Oil exports from Kirkuk pipeline reach 100k bpd
The exports through the Kurdistan Region, but overseen by Baghdad, resulted in revenues of $153,848,207 for December.
The average price per barrel was $53.962, according to the ministry's statement. It was $61.90 per barrel in November.
Baghdad's exporting of 115.5 million barrels was also an increase from 100.9 million in November from central and southern Iraqi blocks. It sold for $6.08 billion netting $6.23 billion with the addition of Kirkuk. Total revenues were also just over $6 billion in November.
Baghdad and Erbil signed an agreement that was announced on November 16 to resume exports of Kirkuk’s oil via the Kurdistan Regional Government’s (KRG) pipeline. Initial volume was expected to be between 50,000 and 100,000 barrels per day.

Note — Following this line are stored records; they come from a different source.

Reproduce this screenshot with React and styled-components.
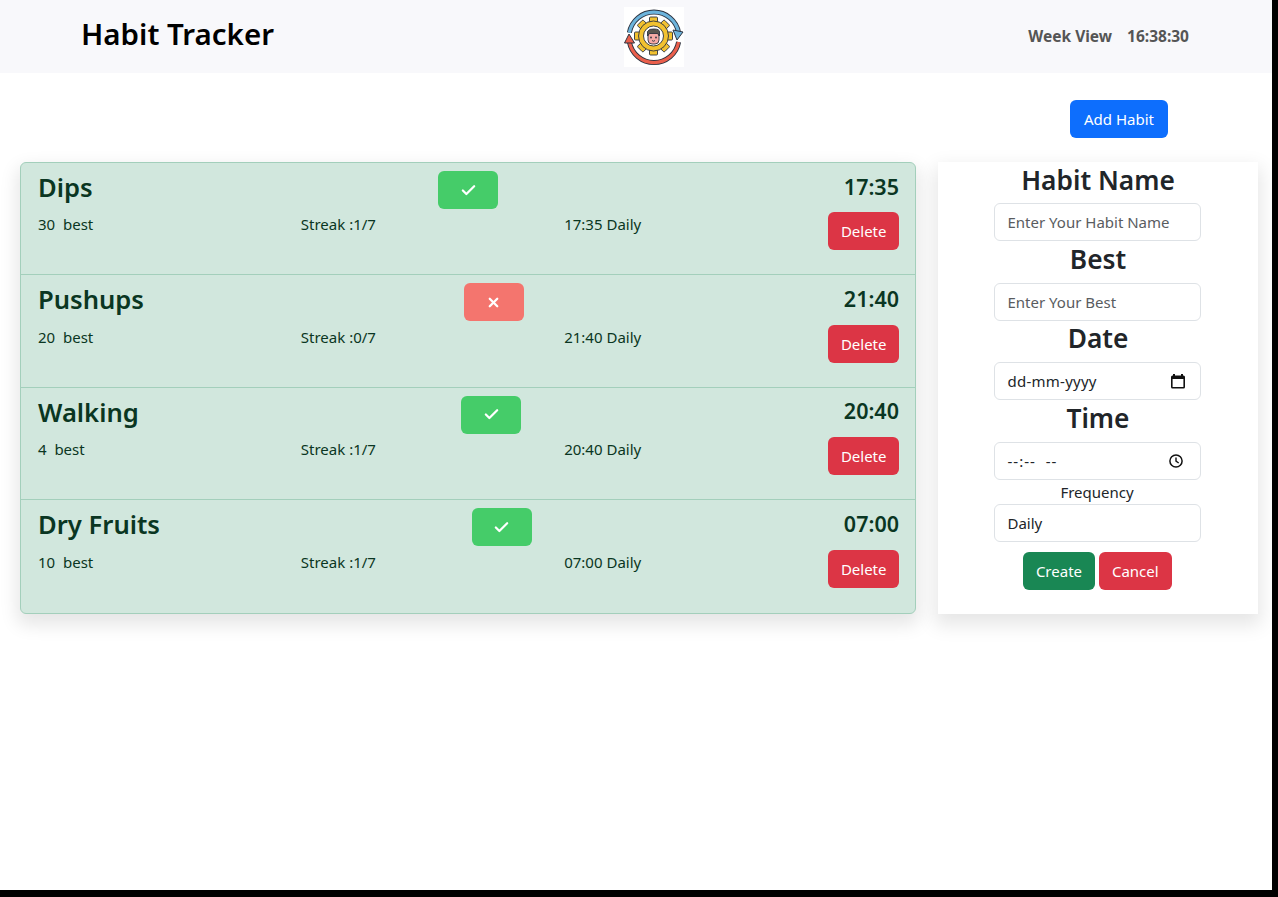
import React from "react";
import styled, { createGlobalStyle } from "styled-components";
import { Check, X } from "lucide-react";

const habits = [
  { name: "Dips", best: 30, streak: "1/7", time: "17:35", done: true },
  { name: "Pushups", best: 20, streak: "0/7", time: "21:40", done: false },
  { name: "Walking", best: 4, streak: "1/7", time: "20:40", done: true },
  { name: "Dry Fruits", best: 10, streak: "1/7", time: "07:00", done: true },
];

function Logo() {
  const teeth = [0, 45, 90, 135, 180, 225, 270, 315];
  return (
    <LogoBox>
      <svg width="60" height="60" viewBox="0 0 60 60">
        <path d="M5.400 25.600 A25 25 0 0 1 54.600 25.600" fill="none" stroke="#2d3340" strokeWidth="5" />
        <path d="M5.400 25.600 A25 25 0 0 1 54.600 25.600" fill="none" stroke="#6db4dc" strokeWidth="3.200" />
        <path d="M49 23 L59 25 L53 33 Z" fill="#6db4dc" stroke="#2d3340" strokeWidth="1" strokeLinejoin="round" />
        <path d="M54.600 35 A25 25 0 0 1 5.400 35" fill="none" stroke="#2d3340" strokeWidth="5" />
        <path d="M54.600 35 A25 25 0 0 1 5.400 35" fill="none" stroke="#ea5f4c" strokeWidth="3.200" />
        <path d="M0.500 36 L5 27 L10.500 36 Z" fill="#ea5f4c" stroke="#2d3340" strokeWidth="1" strokeLinejoin="round" />
        {teeth.map((a) => (
          <rect
            key={a}
            x="25.500"
            y="10"
            width="8"
            height="6"
            rx="1"
            fill="#f2c230"
            stroke="#2d3340"
            strokeWidth="0.900"
            transform={`rotate(${a} 29.500 29)`}
          />
        ))}
        <circle cx="29.500" cy="29" r="15" fill="#f2c230" stroke="#2d3340" strokeWidth="0.900" />
        <circle cx="29.500" cy="29" r="10" fill="#fff" stroke="#2d3340" strokeWidth="0.900" />
        <rect x="24" y="25" width="11" height="12" rx="4" fill="#f6aaa6" stroke="#2d3340" strokeWidth="0.900" />
        <path d="M23.500 29 V24.500 Q25 21.500 30 22 Q35.500 22 35.500 25 V29 L33.500 26.500 H25.500 Z" fill="#5b5750" stroke="#2d3340" strokeWidth="0.900" />
        <circle cx="27" cy="30.500" r="0.900" fill="#2d3340" />
        <circle cx="32" cy="30.500" r="0.900" fill="#2d3340" />
        <path d="M28 33.500 Q29.500 35 31 33.500" fill="none" stroke="#2d3340" strokeWidth="0.900" />
      </svg>
    </LogoBox>
  );
}

function CalendarIcon() {
  return (
    <svg width="16" height="16" viewBox="0 0 16 16">
      <path
        fill="#111"
        d="M3 1h2v1.500h6V1h2v1.500h.5A1.500 1.500 0 0 1 15 4v10a1.500 1.500 0 0 1-1.500 1.500h-11A1.500 1.500 0 0 1 1 14V4a1.500 1.500 0 0 1 1.500-1.500H3V1Zm-.4 5v7.900h10.800V6H2.600Z"
      />
    </svg>
  );
}

function ClockIcon() {
  return (
    <svg width="16" height="16" viewBox="0 0 16 16">
      <circle cx="8" cy="8" r="6.100" fill="none" stroke="#111" strokeWidth="1.500" />
      <path d="M8 4.500V8.200L10.700 10" fill="none" stroke="#111" strokeWidth="1.400" />
    </svg>
  );
}

export default function App() {
  return (
    <>
      <GlobalStyle />
      <Page>
        <Header>
          <Title>Habit Tracker</Title>
          <Logo />
          <Nav>
            <span>Week View</span>
            <span>16:38:30</span>
          </Nav>
        </Header>
        <Toolbar>
          <Button $color="#0d6efd" $pad={14}>
            Add Habit
          </Button>
        </Toolbar>
        <Main>
          <HabitList>
            {habits.map((h) => (
              <HabitRow key={h.name}>
                <RowTop>
                  <HabitName>{h.name}</HabitName>
                  <StatusButton $done={h.done}>
                    {h.done ? (
                      <Check size={17} strokeWidth={3.200} />
                    ) : (
                      <X size={15} strokeWidth={3.600} />
                    )}
                  </StatusButton>
                  <HabitTime>{h.time}</HabitTime>
                </RowTop>
                <RowBottom>
                  <span>{h.best}&nbsp; best</span>
                  <span>Streak :{h.streak}</span>
                  <span>{h.time} Daily</span>
                  <Button $color="#dc3545" $pad={12.5}>
                    Delete
                  </Button>
                </RowBottom>
              </HabitRow>
            ))}
          </HabitList>
          <FormCard>
            <FormHeading>Habit Name</FormHeading>
            <TextInput placeholder="Enter Your Habit Name" />
            <FormHeading>Best</FormHeading>
            <TextInput placeholder="Enter Your Best" />
            <FormHeading>Date</FormHeading>
            <PickerField $endPad={14}>
              <PickerValue $spacing={0.25}>dd-mm-yyyy</PickerValue>
              <CalendarIcon />
            </PickerField>
            <FormHeading>Time</FormHeading>
            <PickerField $endPad={16}>
              <PickerValue $spacing={1}>--:--&nbsp; --</PickerValue>
              <ClockIcon />
            </PickerField>
            <FrequencyLabel>Frequency</FrequencyLabel>
            <TextInput defaultValue="Daily" />
            <FormActions>
              <Button $color="#198754" $pad={12.7}>
                Create
              </Button>
              <Button $color="#dc3545" $pad={13.2}>
                Cancel
              </Button>
            </FormActions>
          </FormCard>
        </Main>
      </Page>
    </>
  );
}

const GlobalStyle = createGlobalStyle`
  html, body {
    margin: 0;
    padding: 0;
    height: 100%;
    background: #000;
  }
  body {
    font-family: "Noto Sans", "Open Sans", sans-serif;
    font-size: 16px;
    color: #212529;
    overflow: hidden;
  }
  * {
    box-sizing: border-box;
  }
`;

const Page = styled.div`
  width: 1272px;
  height: 890px;
  background: #fff;
`;

const Header = styled.header`
  height: 73px;
  display: grid;
  grid-template-columns: 543px 60px 1fr;
  align-items: center;
  padding-left: 81px;
  background: #f8f8fb;
`;

const Title = styled.div`
  margin-bottom: 6px;
  font-size: 29.5px;
  font-weight: 600;
  color: #000;
`;

const LogoBox = styled.div`
  width: 60px;
  height: 60px;
  background: #fff;

  svg {
    display: block;
  }
`;

const Nav = styled.nav`
  display: flex;
  justify-content: flex-end;
  gap: 15px;
  margin-bottom: 2px;
  padding-right: 83px;
  font-size: 15.5px;
  font-weight: 700;
  color: #555;
`;

const Toolbar = styled.div`
  height: 89px;
  display: flex;
  justify-content: flex-end;
  align-items: flex-start;
  padding: 27px 104px 0 0;
`;

const Button = styled.button`
  height: 38px;
  padding: 0 ${(p) => p.$pad || 13}px;
  border: none;
  border-radius: 6px;
  background: ${(p) => p.$color};
  color: #fff;
  font-family: inherit;
  font-size: 15px;
  line-height: 38px;
`;

const Main = styled.main`
  display: grid;
  grid-template-columns: 896px 320px;
  gap: 22px;
  margin-left: 20px;
  align-items: start;
`;

const HabitList = styled.section`
  border: 1px solid #a3cfbb;
  border-radius: 6px;
  background: #d1e7dd;
  color: #0a3622;
  box-shadow: 0 8px 18px 3px rgba(0, 0, 0, 0.1);
  overflow: hidden;
`;

const HabitRow = styled.article`
  height: 112.4px;
  padding: 8px 16px 0 17px;
  border-bottom: 1px solid #a3cfbb;

  &:last-child {
    border-bottom: none;
  }
`;

const RowTop = styled.div`
  display: flex;
  justify-content: space-between;
  align-items: center;
  height: 38px;
`;

const HabitName = styled.div`
  margin-bottom: 5px;
  font-size: 25.6px;
  font-weight: 600;
`;

const HabitTime = styled.div`
  margin-bottom: 8px;
  font-size: 21.5px;
  font-weight: 600;
`;

const StatusButton = styled.div`
  width: 60px;
  height: 38px;
  display: flex;
  align-items: center;
  justify-content: center;
  border-radius: 6px;
  background: ${(p) => (p.$done ? "#45cc69" : "#f4756e")};
  color: #fff;
`;

const RowBottom = styled.div`
  display: grid;
  grid-template-columns: 262.8px 263.4px 1fr auto;
  align-items: start;
  margin-top: 3.4px;
  font-size: 15px;
  line-height: 24px;
`;

const FormCard = styled.section`
  display: flex;
  flex-direction: column;
  align-items: center;
  height: 452px;
  padding-right: 2px;
  background: #fff;
  box-shadow: 0 8px 18px 3px rgba(0, 0, 0, 0.1);
`;

const FormHeading = styled.h3`
  margin: 1.6px 0 6.4px 2px;
  font-size: 26.3px;
  font-weight: 600;
  line-height: 33.45px;
`;

const fieldStyles = `
  width: 207px;
  height: 38px;
  flex: none;
  padding: 0 12px 0 13px;
  border: 1px solid #dee2e6;
  border-radius: 6px;
  background: #fff;
  color: #212529;
  font-family: inherit;
  font-size: 15px;
`;

const TextInput = styled.input`
  ${fieldStyles}
  outline: none;

  &::placeholder {
    color: #595c5f;
    opacity: 1;
  }
`;

const PickerField = styled.div`
  ${fieldStyles}
  display: flex;
  align-items: center;
  justify-content: space-between;
  padding-right: ${(p) => p.$endPad}px;
`;

const PickerValue = styled.span`
  letter-spacing: ${(p) => p.$spacing}px;
`;

const FrequencyLabel = styled.label`
  height: 24px;
  font-size: 15px;
  line-height: 24px;
`;

const FormActions = styled.div`
  display: flex;
  gap: 4px;
  margin: 10px 0 0 1px;
`;
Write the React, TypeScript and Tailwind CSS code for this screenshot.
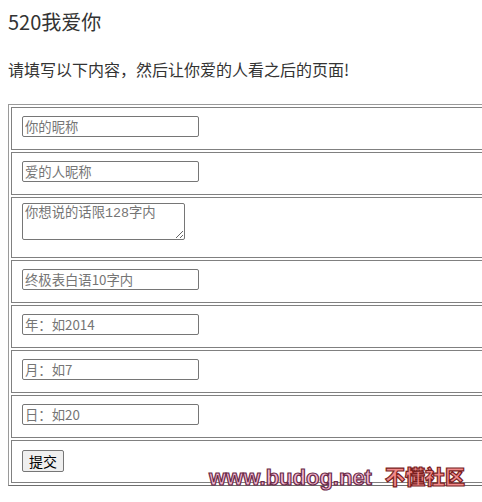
const fields = [
  { placeholder: "你的昵称", kind: "input" },
  { placeholder: "爱的人昵称", kind: "input" },
  { placeholder: "你想说的话限128字内", kind: "textarea" },
  { placeholder: "终极表白语10字内", kind: "input" },
  { placeholder: "年：如2014", kind: "input" },
  { placeholder: "月：如7", kind: "input" },
  { placeholder: "日：如20", kind: "input" },
];

export default function App() {
  return (
    <div className="relative w-[482px] h-[502px] overflow-hidden bg-white p-[8px] text-[#333] font-['Noto_Sans_CJK_SC','Noto_Sans',sans-serif]">
      <div className="text-[20px] leading-[28px]">520我爱你</div>
      <div className="text-[16px] leading-[24px] mt-[21px]">请填写以下内容，然后让你爱的人看之后的页面!</div>

      <table className="mt-[23px] w-[720px] border-separate border-spacing-[2px] border border-t-[#9a9a9a] border-l-[#9a9a9a] border-r-[#6e6e6e] border-b-[#6e6e6e]">
        <tbody>
          {fields.map((f) => (
            <tr key={f.placeholder}>
              {f.kind === "input" ? (
                <td className="border border-[#808080] px-[10px] pt-[8px] pb-[12px]">
                  <input
                    placeholder={f.placeholder}
                    className="block w-[177px] h-[21px] border border-[#767676] rounded-[2px] px-[2px] text-[13.33px] leading-[17px] text-black placeholder:text-[#757575] font-['Noto_Sans_CJK_SC',sans-serif] outline-none"
                  />
                </td>
              ) : (
                <td className="border border-[#808080] px-[10px] pt-[5px] pb-[17px]">
                  <textarea
                    placeholder={f.placeholder}
                    className="block w-[163px] h-[37px] border border-[#767676] rounded-[2px] px-[2px] py-[1px] text-[13.33px] leading-[17px] text-black placeholder:text-[#757575] font-['Liberation_Mono','Noto_Sans_CJK_SC',monospace] outline-none resize"
                  />
                </td>
              )}
            </tr>
          ))}
          <tr>
            <td className="border border-[#808080] px-[10px] pt-[9px] pb-[10px]">
              <button className="block w-[42px] h-[22px] bg-[#efefef] border border-[#767676] rounded-[2px] text-[14px] leading-[18px] text-black font-['Noto_Sans_CJK_SC',sans-serif]">
                提交
              </button>
            </td>
          </tr>
        </tbody>
      </table>

      <div className="absolute left-[209px] top-[467px] flex items-baseline gap-[13px] font-black leading-none">
        <span className="text-[22px] tracking-[0px] text-[#f6b8d2] [-webkit-text-stroke:1.2px_#6a2b48] font-['Liberation_Sans',sans-serif]">
          www.budog.net
        </span>
        <span className="text-[20px] tracking-[0px] text-[#f28a8a] [-webkit-text-stroke:1.2px_#7a1f1f] font-['Noto_Sans_CJK_SC',sans-serif]">
          不懂社区
        </span>
      </div>
    </div>
  );
}
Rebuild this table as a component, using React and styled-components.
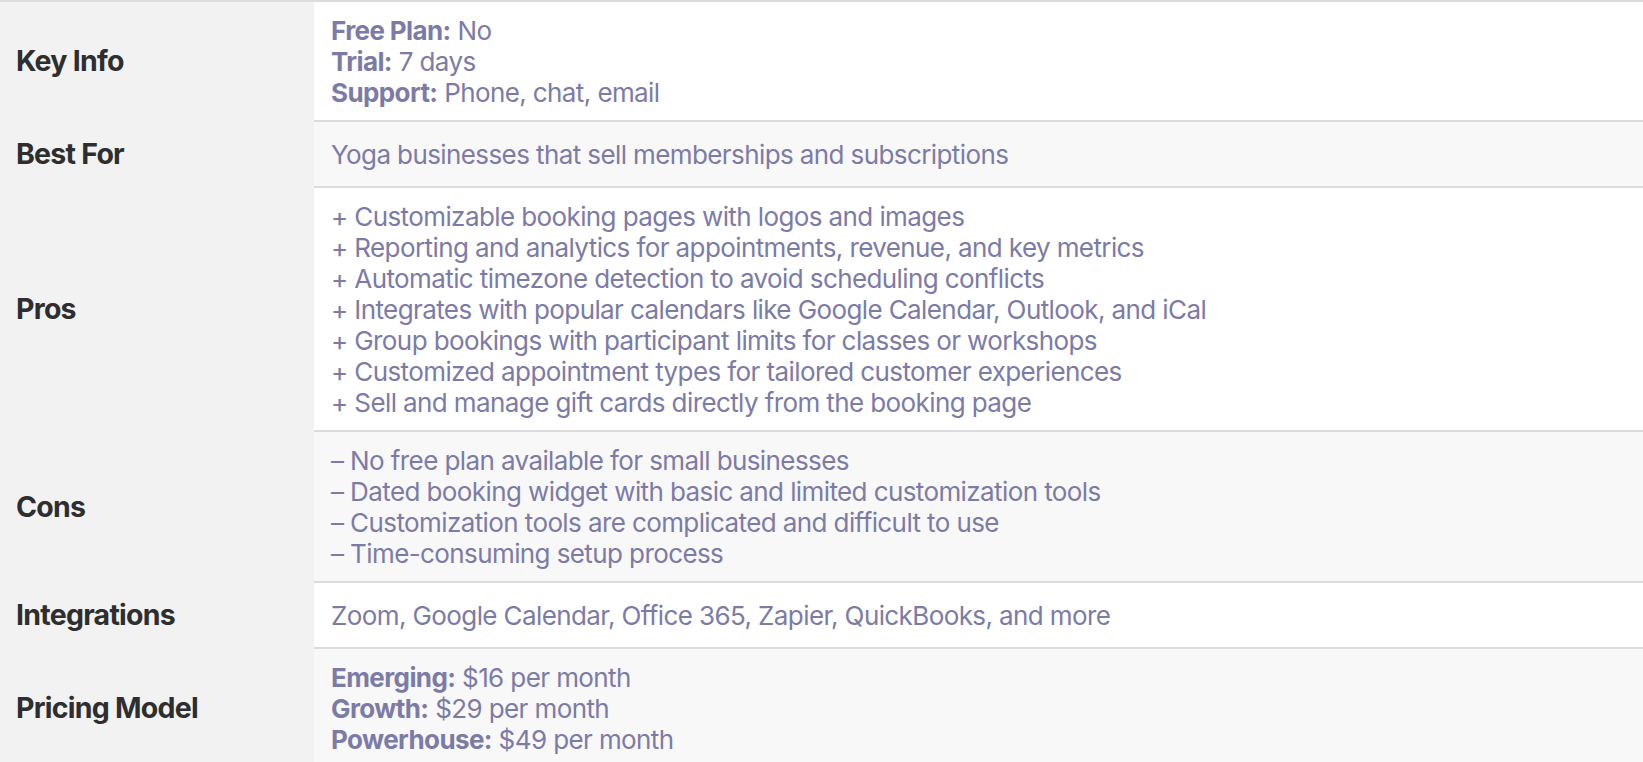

Baghdad hopes to bring Kirkuk production back up to pre-October 2017 levels of some 300,000 barrels per day.
Oil was exported by 36 different companies.
Majid Jafar, CEO of the UAE-based Crescent Petroleum, said at Davos this week that he expects prices to stay on the high side in 2019.
"It will be in this $60 to $80 range. It will be volatile, but $90 is more likely than $40," he said.
He said global reserves are low.
"[Prices are] the most volatile in 30 years. That's partly because of certain tweets but also because there isn't much spare capacity and that's where you see volatility," he said.
Iraq and the Kurdistan Region are looking to diversify their energy sectors with more gas exploration and exports.
A Russian businessmen told Rudaw English at Davos that the Kurdistan Region is "one of the most interesting areas where Russian companies would invest" in gas.
Exports from Kirkuk through the Ceyhan pipeline were halted following the federal takeover and events of October 17 for a year. The energy sector in Iraq is nationalized, while in the Kurdistan Region privatized.